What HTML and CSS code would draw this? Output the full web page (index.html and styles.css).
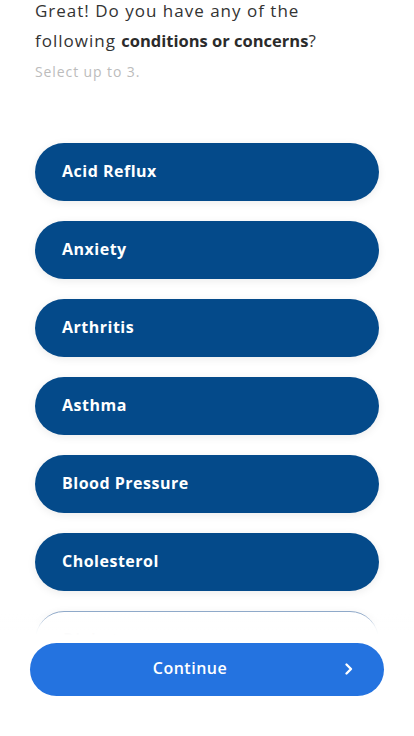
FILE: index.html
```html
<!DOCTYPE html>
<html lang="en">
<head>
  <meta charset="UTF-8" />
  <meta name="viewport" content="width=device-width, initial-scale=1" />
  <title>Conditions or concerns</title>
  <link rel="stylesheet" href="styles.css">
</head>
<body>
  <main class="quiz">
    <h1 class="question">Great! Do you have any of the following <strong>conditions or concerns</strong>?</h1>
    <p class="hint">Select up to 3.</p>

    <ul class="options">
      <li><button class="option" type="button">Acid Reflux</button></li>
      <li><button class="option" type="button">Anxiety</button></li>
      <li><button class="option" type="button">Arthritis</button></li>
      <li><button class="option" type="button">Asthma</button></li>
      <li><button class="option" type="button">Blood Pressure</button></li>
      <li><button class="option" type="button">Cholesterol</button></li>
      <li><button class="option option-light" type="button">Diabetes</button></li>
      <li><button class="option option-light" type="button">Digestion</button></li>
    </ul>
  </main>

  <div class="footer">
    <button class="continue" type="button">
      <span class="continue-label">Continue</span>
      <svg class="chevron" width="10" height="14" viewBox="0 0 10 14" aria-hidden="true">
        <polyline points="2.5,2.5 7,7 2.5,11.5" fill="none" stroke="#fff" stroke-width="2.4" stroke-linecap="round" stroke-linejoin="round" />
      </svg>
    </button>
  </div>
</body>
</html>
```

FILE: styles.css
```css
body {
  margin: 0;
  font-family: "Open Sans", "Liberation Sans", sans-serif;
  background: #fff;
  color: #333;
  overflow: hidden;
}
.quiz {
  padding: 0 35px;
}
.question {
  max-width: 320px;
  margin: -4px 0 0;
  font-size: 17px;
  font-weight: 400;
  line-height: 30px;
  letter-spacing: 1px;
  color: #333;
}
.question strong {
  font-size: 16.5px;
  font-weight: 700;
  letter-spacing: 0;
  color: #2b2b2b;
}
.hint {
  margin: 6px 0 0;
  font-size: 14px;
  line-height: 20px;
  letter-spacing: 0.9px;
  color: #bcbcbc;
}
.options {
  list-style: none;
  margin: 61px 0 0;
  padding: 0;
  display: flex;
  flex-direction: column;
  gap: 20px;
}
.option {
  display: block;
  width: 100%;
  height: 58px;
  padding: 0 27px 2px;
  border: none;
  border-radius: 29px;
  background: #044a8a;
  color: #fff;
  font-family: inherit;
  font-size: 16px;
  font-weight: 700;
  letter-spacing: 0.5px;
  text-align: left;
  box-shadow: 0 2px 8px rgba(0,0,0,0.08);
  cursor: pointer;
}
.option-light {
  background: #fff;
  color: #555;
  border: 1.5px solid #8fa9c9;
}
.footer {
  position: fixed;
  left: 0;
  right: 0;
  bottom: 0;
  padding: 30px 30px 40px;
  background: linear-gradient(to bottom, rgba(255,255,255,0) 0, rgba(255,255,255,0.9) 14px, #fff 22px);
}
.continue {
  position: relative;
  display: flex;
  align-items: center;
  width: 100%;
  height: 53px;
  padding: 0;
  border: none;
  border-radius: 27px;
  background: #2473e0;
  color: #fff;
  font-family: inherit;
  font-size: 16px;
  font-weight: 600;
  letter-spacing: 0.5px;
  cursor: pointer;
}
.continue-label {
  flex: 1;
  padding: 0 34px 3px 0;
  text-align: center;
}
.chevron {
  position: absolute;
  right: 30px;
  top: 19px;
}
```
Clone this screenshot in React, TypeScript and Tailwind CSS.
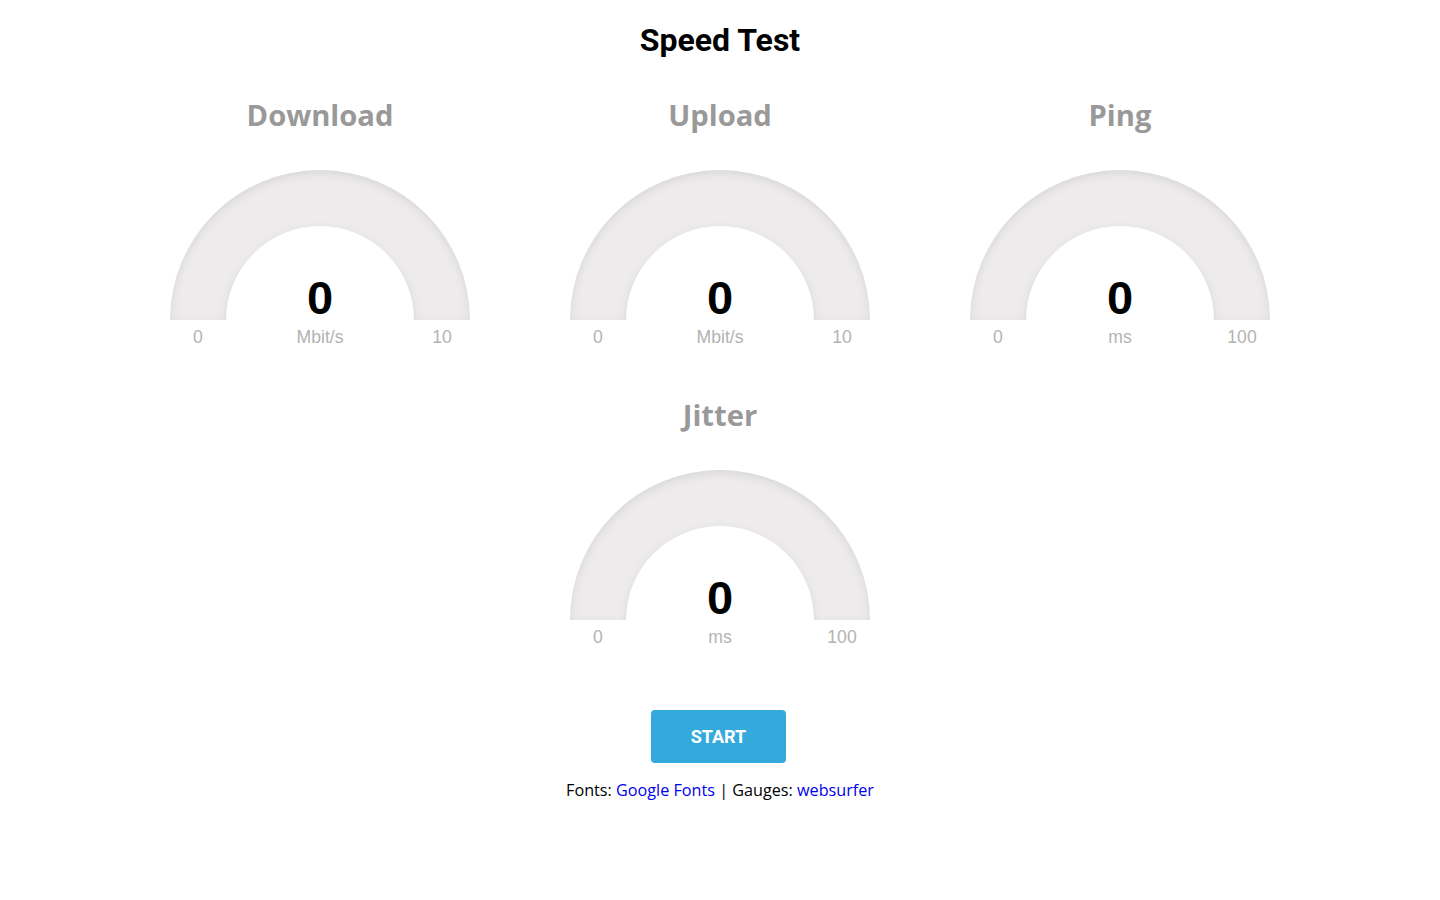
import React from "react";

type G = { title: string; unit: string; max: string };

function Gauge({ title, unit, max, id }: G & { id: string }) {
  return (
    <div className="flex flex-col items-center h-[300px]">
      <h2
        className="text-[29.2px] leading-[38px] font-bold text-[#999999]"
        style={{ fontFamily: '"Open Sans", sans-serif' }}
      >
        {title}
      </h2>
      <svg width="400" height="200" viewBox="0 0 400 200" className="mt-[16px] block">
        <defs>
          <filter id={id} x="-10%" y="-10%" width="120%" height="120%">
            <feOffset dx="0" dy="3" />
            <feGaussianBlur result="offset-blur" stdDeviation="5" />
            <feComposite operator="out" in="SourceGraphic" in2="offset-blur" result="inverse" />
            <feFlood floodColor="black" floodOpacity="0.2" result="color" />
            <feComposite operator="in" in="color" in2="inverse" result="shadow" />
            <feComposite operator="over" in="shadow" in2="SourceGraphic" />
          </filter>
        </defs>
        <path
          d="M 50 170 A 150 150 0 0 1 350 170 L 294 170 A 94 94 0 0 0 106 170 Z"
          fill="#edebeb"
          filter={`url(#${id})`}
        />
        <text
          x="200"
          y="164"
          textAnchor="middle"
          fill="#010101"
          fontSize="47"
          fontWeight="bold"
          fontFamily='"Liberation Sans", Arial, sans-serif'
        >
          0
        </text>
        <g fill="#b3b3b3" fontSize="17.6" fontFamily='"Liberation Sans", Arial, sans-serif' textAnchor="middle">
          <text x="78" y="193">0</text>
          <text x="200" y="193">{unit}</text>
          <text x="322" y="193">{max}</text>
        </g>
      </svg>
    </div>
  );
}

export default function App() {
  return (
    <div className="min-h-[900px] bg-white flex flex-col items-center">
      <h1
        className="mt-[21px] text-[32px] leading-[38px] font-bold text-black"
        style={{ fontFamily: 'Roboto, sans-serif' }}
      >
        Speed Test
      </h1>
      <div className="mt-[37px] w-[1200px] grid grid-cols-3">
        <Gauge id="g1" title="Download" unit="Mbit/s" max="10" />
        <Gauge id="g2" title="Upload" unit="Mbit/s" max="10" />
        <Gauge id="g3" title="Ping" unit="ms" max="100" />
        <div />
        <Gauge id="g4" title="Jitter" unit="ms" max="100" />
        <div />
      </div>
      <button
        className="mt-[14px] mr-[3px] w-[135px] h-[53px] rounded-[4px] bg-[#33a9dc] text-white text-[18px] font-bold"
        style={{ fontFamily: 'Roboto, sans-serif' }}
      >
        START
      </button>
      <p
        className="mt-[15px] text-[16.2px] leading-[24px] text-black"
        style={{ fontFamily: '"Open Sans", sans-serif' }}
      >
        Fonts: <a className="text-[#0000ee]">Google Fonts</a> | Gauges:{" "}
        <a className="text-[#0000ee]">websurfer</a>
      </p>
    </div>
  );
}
------------------------------------------------------------------------
Written exercise
Reproduce the whole listing above word for word, but not its pictures.

Task answer
What HTML and CSS code would draw this? Output the full web page (index.html and styles.css).
FILE: index.html
```html
<!DOCTYPE html>
<html lang="en">
<head>
  <meta charset="UTF-8" />
  <meta name="viewport" content="width=device-width, initial-scale=1" />
  <title>Conditions or concerns</title>
  <link rel="stylesheet" href="styles.css">
</head>
<body>
  <main class="quiz">
    <h1 class="question">Great! Do you have any of the following <strong>conditions or concerns</strong>?</h1>
    <p class="hint">Select up to 3.</p>

    <ul class="options">
      <li><button class="option" type="button">Acid Reflux</button></li>
      <li><button class="option" type="button">Anxiety</button></li>
      <li><button class="option" type="button">Arthritis</button></li>
      <li><button class="option" type="button">Asthma</button></li>
      <li><button class="option" type="button">Blood Pressure</button></li>
      <li><button class="option" type="button">Cholesterol</button></li>
      <li><button class="option option-light" type="button">Diabetes</button></li>
      <li><button class="option option-light" type="button">Digestion</button></li>
    </ul>
  </main>

  <div class="footer">
    <button class="continue" type="button">
      <span class="continue-label">Continue</span>
      <svg class="chevron" width="10" height="14" viewBox="0 0 10 14" aria-hidden="true">
        <polyline points="2.5,2.5 7,7 2.5,11.5" fill="none" stroke="#fff" stroke-width="2.4" stroke-linecap="round" stroke-linejoin="round" />
      </svg>
    </button>
  </div>
</body>
</html>
```

FILE: styles.css
```css
body {
  margin: 0;
  font-family: "Open Sans", "Liberation Sans", sans-serif;
  background: #fff;
  color: #333;
  overflow: hidden;
}
.quiz {
  padding: 0 35px;
}
.question {
  max-width: 320px;
  margin: -4px 0 0;
  font-size: 17px;
  font-weight: 400;
  line-height: 30px;
  letter-spacing: 1px;
  color: #333;
}
.question strong {
  font-size: 16.5px;
  font-weight: 700;
  letter-spacing: 0;
  color: #2b2b2b;
}
.hint {
  margin: 6px 0 0;
  font-size: 14px;
  line-height: 20px;
  letter-spacing: 0.9px;
  color: #bcbcbc;
}
.options {
  list-style: none;
  margin: 61px 0 0;
  padding: 0;
  display: flex;
  flex-direction: column;
  gap: 20px;
}
.option {
  display: block;
  width: 100%;
  height: 58px;
  padding: 0 27px 2px;
  border: none;
  border-radius: 29px;
  background: #044a8a;
  color: #fff;
  font-family: inherit;
  font-size: 16px;
  font-weight: 700;
  letter-spacing: 0.5px;
  text-align: left;
  box-shadow: 0 2px 8px rgba(0,0,0,0.08);
  cursor: pointer;
}
.option-light {
  background: #fff;
  color: #555;
  border: 1.5px solid #8fa9c9;
}
.footer {
  position: fixed;
  left: 0;
  right: 0;
  bottom: 0;
  padding: 30px 30px 40px;
  background: linear-gradient(to bottom, rgba(255,255,255,0) 0, rgba(255,255,255,0.9) 14px, #fff 22px);
}
.continue {
  position: relative;
  display: flex;
  align-items: center;
  width: 100%;
  height: 53px;
  padding: 0;
  border: none;
  border-radius: 27px;
  background: #2473e0;
  color: #fff;
  font-family: inherit;
  font-size: 16px;
  font-weight: 600;
  letter-spacing: 0.5px;
  cursor: pointer;
}
.continue-label {
  flex: 1;
  padding: 0 34px 3px 0;
  text-align: center;
}
.chevron {
  position: absolute;
  right: 30px;
  top: 19px;
}
```
Clone this screenshot in React, TypeScript and Tailwind CSS.
import React from "react";

type G = { title: string; unit: string; max: string };

function Gauge({ title, unit, max, id }: G & { id: string }) {
  return (
    <div className="flex flex-col items-center h-[300px]">
      <h2
        className="text-[29.2px] leading-[38px] font-bold text-[#999999]"
        style={{ fontFamily: '"Open Sans", sans-serif' }}
      >
        {title}
      </h2>
      <svg width="400" height="200" viewBox="0 0 400 200" className="mt-[16px] block">
        <defs>
          <filter id={id} x="-10%" y="-10%" width="120%" height="120%">
            <feOffset dx="0" dy="3" />
            <feGaussianBlur result="offset-blur" stdDeviation="5" />
            <feComposite operator="out" in="SourceGraphic" in2="offset-blur" result="inverse" />
            <feFlood floodColor="black" floodOpacity="0.2" result="color" />
            <feComposite operator="in" in="color" in2="inverse" result="shadow" />
            <feComposite operator="over" in="shadow" in2="SourceGraphic" />
          </filter>
        </defs>
        <path
          d="M 50 170 A 150 150 0 0 1 350 170 L 294 170 A 94 94 0 0 0 106 170 Z"
          fill="#edebeb"
          filter={`url(#${id})`}
        />
        <text
          x="200"
          y="164"
          textAnchor="middle"
          fill="#010101"
          fontSize="47"
          fontWeight="bold"
          fontFamily='"Liberation Sans", Arial, sans-serif'
        >
          0
        </text>
        <g fill="#b3b3b3" fontSize="17.6" fontFamily='"Liberation Sans", Arial, sans-serif' textAnchor="middle">
          <text x="78" y="193">0</text>
          <text x="200" y="193">{unit}</text>
          <text x="322" y="193">{max}</text>
        </g>
      </svg>
    </div>
  );
}

export default function App() {
  return (
    <div className="min-h-[900px] bg-white flex flex-col items-center">
      <h1
        className="mt-[21px] text-[32px] leading-[38px] font-bold text-black"
        style={{ fontFamily: 'Roboto, sans-serif' }}
      >
        Speed Test
      </h1>
      <div className="mt-[37px] w-[1200px] grid grid-cols-3">
        <Gauge id="g1" title="Download" unit="Mbit/s" max="10" />
        <Gauge id="g2" title="Upload" unit="Mbit/s" max="10" />
        <Gauge id="g3" title="Ping" unit="ms" max="100" />
        <div />
        <Gauge id="g4" title="Jitter" unit="ms" max="100" />
        <div />
      </div>
      <button
        className="mt-[14px] mr-[3px] w-[135px] h-[53px] rounded-[4px] bg-[#33a9dc] text-white text-[18px] font-bold"
        style={{ fontFamily: 'Roboto, sans-serif' }}
      >
        START
      </button>
      <p
        className="mt-[15px] text-[16.2px] leading-[24px] text-black"
        style={{ fontFamily: '"Open Sans", sans-serif' }}
      >
        Fonts: <a className="text-[#0000ee]">Google Fonts</a> | Gauges:{" "}
        <a className="text-[#0000ee]">websurfer</a>
      </p>
    </div>
  );
}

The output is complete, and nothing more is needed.